Phase 3: Specific Investigations

A. String Building Analysis

# Check if we're using inefficient string concatenation
# BAD: result = result <> new_char  # O(n²)
# GOOD: Use IO lists and IO.iodata_to_binary/1  # O(n)

B. Regex Performance

# Profile regex operations
:timer.tc(fn -> Regex.run(pattern, large_string) end)

# Check for catastrophic backtracking
# Test with pathological inputs

C. Memory Allocation Patterns

# Track memory growth during processing
:erlang.memory(:total) before/after each layer

D. Algorithm Complexity

# Measure processing time vs input size
# Should be linear O(n), not quadratic O(n²)
sizes = [100, 200, 400, 800, 1600]
times = Enum.map(sizes, &measure_processing_time/1)
# Plot and analyze growth pattern

Phase 4: Benchmarking Framework

Create comprehensive benchmarks:

# scripts/comprehensive_benchmark.exs
defmodule PerformanceBenchmark do
  def run_scaling_test do
    sizes = [10, 50, 100, 500, 1000, 5000]
    
    for size <- sizes do
      input = generate_test_json(size)
      {time, _result} = :timer.tc(fn ->
        JsonRemedy.repair(input)
      end)
      
      IO.puts("Size: #{size} objects, Time: #{time}μs")
    end
  end
  
  def profile_layers(input) do
    # Profile each layer individually
    context = %{repairs: [], options: []}
    
    layers = [
      JsonRemedy.Layer1.ContentCleaning,
      JsonRemedy.Layer2.StructuralRepair,
      JsonRemedy.Layer3.SyntaxNormalization,
      JsonRemedy.Layer4.Validation
    ]
    
    for layer <- layers do
      {time, _result} = :timer.tc(fn ->
        layer.process(input, context)
      end)
      
      IO.puts("#{layer}: #{time}μs")
    end
  end
end

Likely Fixes

Immediate Optimizations

Replace String Concatenation with IO Lists

# Instead of: result = result <> char
# Use: iolist = [iolist, char]
# Then: IO.iodata_to_binary(iolist)

Eliminate Multiple Passes

# Instead of multiple regex operations:
input |> fix_quotes() |> fix_commas() |> fix_booleans()

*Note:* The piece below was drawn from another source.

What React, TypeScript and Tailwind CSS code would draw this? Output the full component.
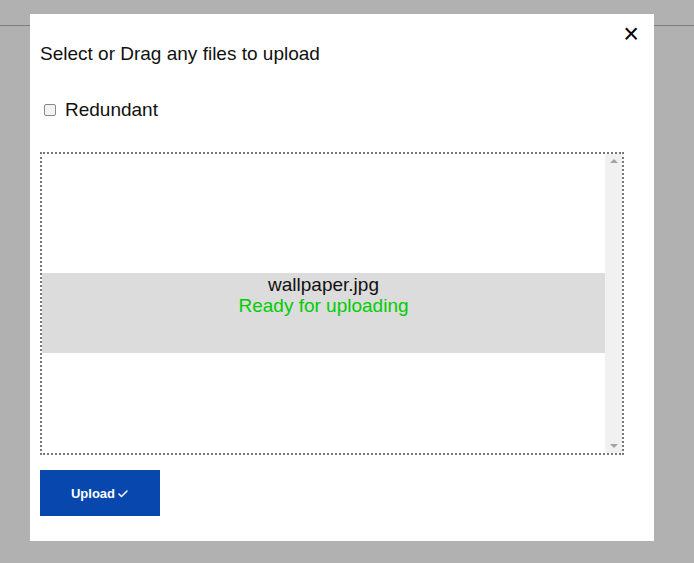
import { Check } from "lucide-react";

export default function App() {
  return (
    <div className="relative h-[563px] w-[694px] overflow-hidden bg-[#b1b1b1] font-['Liberation_Sans',Arial,sans-serif]">
      <div className="h-[26px] border-b border-[#7d7d7d]" />
      <div className="absolute left-[30px] top-[14px] flex h-[527px] w-[624px] flex-col bg-white">
        <button className="absolute right-[15px] top-[7px] text-[27px] leading-none text-black">×</button>
        <h2 className="ml-[10px] mt-[29px] text-[19px] leading-[22px] text-[#111]">Select or Drag any files to upload</h2>
        <label className="ml-[14px] mt-[34px] flex items-center gap-[9px] text-[19px] leading-[22px] text-[#111]">
          <span className="h-[12px] w-[12px] rounded-[2px] border border-[#888] bg-[#f3f3f3]" />
          Redundant
        </label>
        <div className="ml-[10px] mt-[31px] flex h-[303px] w-[584px] border-2 border-dotted border-[#777]">
          <div className="flex flex-1 flex-col pt-[119px]">
            <div className="flex h-[80px] flex-col items-center bg-[#dcdcdc] pt-[1px]">
              <div className="text-[19px] leading-[22px] text-[#111]">wallpaper.jpg</div>
              <div className="text-[19px] leading-[20px] text-[#0c0]">Ready for uploading</div>
            </div>
          </div>
          <div className="flex w-[17px] flex-col items-center justify-between bg-[#f1f1f1] py-[5px]">
            <span className="h-0 w-0 border-x-[4px] border-b-[4px] border-x-transparent border-b-[#a3a3a3]" />
            <span className="h-0 w-0 border-x-[4px] border-t-[4px] border-x-transparent border-t-[#a3a3a3]" />
          </div>
        </div>
        <button className="ml-[10px] mt-[15px] flex h-[46px] w-[120px] items-center justify-center gap-[2px] bg-[#0747ae] pt-[2px] text-[13px] font-semibold text-white">
          Upload
          <Check size={12} strokeWidth={3} />
        </button>
      </div>
    </div>
  );
}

# Use single-pass character processing:
single_pass_normalization(input)

Add Early Exit Conditions

# Skip expensive processing for already-valid JSON
case Jason.decode(input) do
  {:ok, _} -> input  # Fast path
  {:error, _} -> run_repair_pipeline(input)
end

Architectural Changes

Streaming Architecture
- Process JSON in chunks
- Maintain parsing state between chunks
- Constant memory usage
Incremental Processing
- Parse and validate as we repair
- Stop processing when valid JSON is achieved
- Layer-specific early exits
Smarter Layer Selection
- Analyze input to determine which layers are needed
- Skip unnecessary processing
- Use heuristics to predict complexity

Investigation Scripts

scripts/perf_repro.exs

# Minimal script to reproduce the quadratic behavior
defmodule PerfRepro do
  def run do
    sizes = [10, 100, 1000]
    
    for size <- sizes do
      json = create_malformed_json(size)
      
      {time, _} = :timer.tc(fn ->
        JsonRemedy.repair(json)
      end)
      
      rate = byte_size(json) * 1_000_000 / time / 1024  # KB/s
      
      IO.puts("Size: #{size} objects (#{Float.round(byte_size(json)/1024, 1)} KB)")
      IO.puts("Time: #{Float.round(time/1000, 1)}ms")
      IO.puts("Rate: #{Float.round(rate, 1)} KB/s")
      IO.puts("---")
    end
  end
  
  defp create_malformed_json(num_objects) do
    objects = for i <- 1..num_objects do
      ~s|{id: #{i}, name: 'Item #{i}', active: True, data: [1, 2, 3,]}|
    end
    
    "[" <> Enum.join(objects, ", ") <> "]"
  end
end

PerfRepro.run()

scripts/profile_layers.exs

# Profile individual layers to identify bottleneck
# Use :fprof for detailed function-level profiling

Success Criteria

Fix is successful when:

✅ Linear complexity: O(n) processing time
✅ Reasonable throughput: > 1MB/second for malformed JSON
✅ Memory efficiency: < 2x input size memory usage
✅ Large file support: Handle 10MB+ files in < 10 seconds
✅ Streaming capability: Process arbitrarily large files

Timeline

Week 1: Investigation and profiling
Week 2: Implement string building optimizations
Week 3: Single-pass processing architecture
Week 4: Streaming support and final optimization

Status

Performance profiling completed
Root cause identified
Optimization strategy defined
Implementation started
Benchmarks passing
Ready for production use

This quadratic performance issue makes JsonRemedy unsuitable for production use and must be resolved before any real-world deployment.